Showing up at the gym is a start – many people with gym memberships never use them at all. But if you want serious results like sculpted biceps, a trimmer tummy or dramatic weight loss, it’s not enough. According to Nadler, in order to get in a particular shape and maintain it, a person should work out at least three to five days per week, combining strength and cardio training for about an hour each visit.
In order to lose weight – say, half a kilo a week – a person must decrease their daily caloric intake by 500. Reducing the number of calories ingested is one way, but it helps to combine diet with expending calories through exercise. To maximize the calories burned during cardio work, Nadler says the body must become hyperthermic – a process that slightly raises the core temperature and works as a catalyst to burn fat. That means sweating is encouraged (created by exertion – not by a sauna). Otherwise, you’re not working hard enough.

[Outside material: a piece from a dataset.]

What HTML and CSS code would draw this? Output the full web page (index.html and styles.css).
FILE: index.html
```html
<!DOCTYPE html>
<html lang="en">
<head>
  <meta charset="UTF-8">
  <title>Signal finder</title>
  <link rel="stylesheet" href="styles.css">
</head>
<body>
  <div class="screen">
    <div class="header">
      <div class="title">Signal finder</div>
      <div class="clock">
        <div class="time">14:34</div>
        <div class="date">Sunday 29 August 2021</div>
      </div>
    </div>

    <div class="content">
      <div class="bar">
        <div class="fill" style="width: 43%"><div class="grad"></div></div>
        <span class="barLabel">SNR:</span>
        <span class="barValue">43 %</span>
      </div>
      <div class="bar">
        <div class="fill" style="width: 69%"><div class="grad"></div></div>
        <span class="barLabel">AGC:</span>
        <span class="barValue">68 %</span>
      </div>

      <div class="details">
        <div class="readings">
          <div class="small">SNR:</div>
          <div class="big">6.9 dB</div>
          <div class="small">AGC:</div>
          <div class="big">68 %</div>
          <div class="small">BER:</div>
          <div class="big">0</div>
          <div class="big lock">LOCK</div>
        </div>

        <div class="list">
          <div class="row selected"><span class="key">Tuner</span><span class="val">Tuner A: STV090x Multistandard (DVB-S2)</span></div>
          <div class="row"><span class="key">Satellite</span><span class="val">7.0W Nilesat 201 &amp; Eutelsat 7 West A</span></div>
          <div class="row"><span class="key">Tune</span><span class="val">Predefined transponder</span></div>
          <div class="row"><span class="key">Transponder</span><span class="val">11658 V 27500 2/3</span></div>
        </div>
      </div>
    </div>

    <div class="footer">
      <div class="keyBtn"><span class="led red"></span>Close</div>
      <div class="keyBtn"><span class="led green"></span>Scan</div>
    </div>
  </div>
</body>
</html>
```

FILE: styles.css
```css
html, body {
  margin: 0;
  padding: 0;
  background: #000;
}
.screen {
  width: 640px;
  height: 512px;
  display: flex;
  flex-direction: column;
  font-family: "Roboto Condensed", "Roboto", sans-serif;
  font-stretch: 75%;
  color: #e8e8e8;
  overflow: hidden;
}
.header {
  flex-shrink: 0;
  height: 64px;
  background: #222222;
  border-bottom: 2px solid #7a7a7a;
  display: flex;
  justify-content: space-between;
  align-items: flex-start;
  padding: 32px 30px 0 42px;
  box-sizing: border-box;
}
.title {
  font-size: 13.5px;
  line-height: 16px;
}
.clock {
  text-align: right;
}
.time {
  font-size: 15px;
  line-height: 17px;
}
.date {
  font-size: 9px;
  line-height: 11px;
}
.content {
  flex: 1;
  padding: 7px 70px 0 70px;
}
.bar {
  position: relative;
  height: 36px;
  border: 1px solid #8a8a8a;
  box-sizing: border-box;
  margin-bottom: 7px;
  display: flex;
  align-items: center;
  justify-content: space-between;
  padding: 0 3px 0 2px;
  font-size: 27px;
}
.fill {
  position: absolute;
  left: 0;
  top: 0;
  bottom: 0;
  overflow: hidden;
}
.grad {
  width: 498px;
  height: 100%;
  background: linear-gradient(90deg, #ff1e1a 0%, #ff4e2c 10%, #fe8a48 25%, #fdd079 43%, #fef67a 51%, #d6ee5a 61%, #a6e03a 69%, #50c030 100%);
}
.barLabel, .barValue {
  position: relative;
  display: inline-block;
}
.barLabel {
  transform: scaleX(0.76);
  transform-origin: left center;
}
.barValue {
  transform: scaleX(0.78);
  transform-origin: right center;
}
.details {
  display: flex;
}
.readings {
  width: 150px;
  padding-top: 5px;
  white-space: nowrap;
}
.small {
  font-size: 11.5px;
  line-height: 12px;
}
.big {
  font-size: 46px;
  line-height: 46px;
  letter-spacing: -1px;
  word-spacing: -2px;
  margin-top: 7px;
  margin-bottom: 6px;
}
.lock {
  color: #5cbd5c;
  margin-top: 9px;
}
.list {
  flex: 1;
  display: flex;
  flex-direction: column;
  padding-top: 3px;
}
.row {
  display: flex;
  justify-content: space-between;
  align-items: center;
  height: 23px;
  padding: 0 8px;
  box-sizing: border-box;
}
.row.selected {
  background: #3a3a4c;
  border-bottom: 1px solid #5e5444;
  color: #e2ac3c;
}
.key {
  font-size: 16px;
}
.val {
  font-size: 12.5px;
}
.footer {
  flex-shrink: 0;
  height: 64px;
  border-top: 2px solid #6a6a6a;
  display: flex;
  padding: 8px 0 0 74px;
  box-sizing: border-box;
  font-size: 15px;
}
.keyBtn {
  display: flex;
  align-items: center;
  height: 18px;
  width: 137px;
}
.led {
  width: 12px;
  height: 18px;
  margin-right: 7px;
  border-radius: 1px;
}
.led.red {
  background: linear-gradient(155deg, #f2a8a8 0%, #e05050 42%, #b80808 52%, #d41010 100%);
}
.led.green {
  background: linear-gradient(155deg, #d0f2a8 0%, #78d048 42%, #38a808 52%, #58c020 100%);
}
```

When strength training, the concept changes a little. The goal is to break down muscle tissue so that it can rebuild itself. This doesn’t happen unless the muscles are constantly challenged by increasing the number of repetitions, weight, or the order of the exercise. The key is to feel fatigued by the last repetition – to the point that it seems almost impossible to finish. But that doesn’t mean the full set should feel uncomfortable. Having weight that is too heavy can cause poor form and injury.
The whole point is not to reach a plateau. Once your body is no longer feeling challenged, it is time to change the workout. Otherwise, the progress you make in the beginning will eventually come to a halt.
“By far the number one reason people stop seeing results is due to adaptation,” says Jason Pulido, national director of personal training for Crunch Fitness, a chain of fitness gyms in California and New York. “When someone tries a workout and sees results, they will continue to do that same workout over and over.”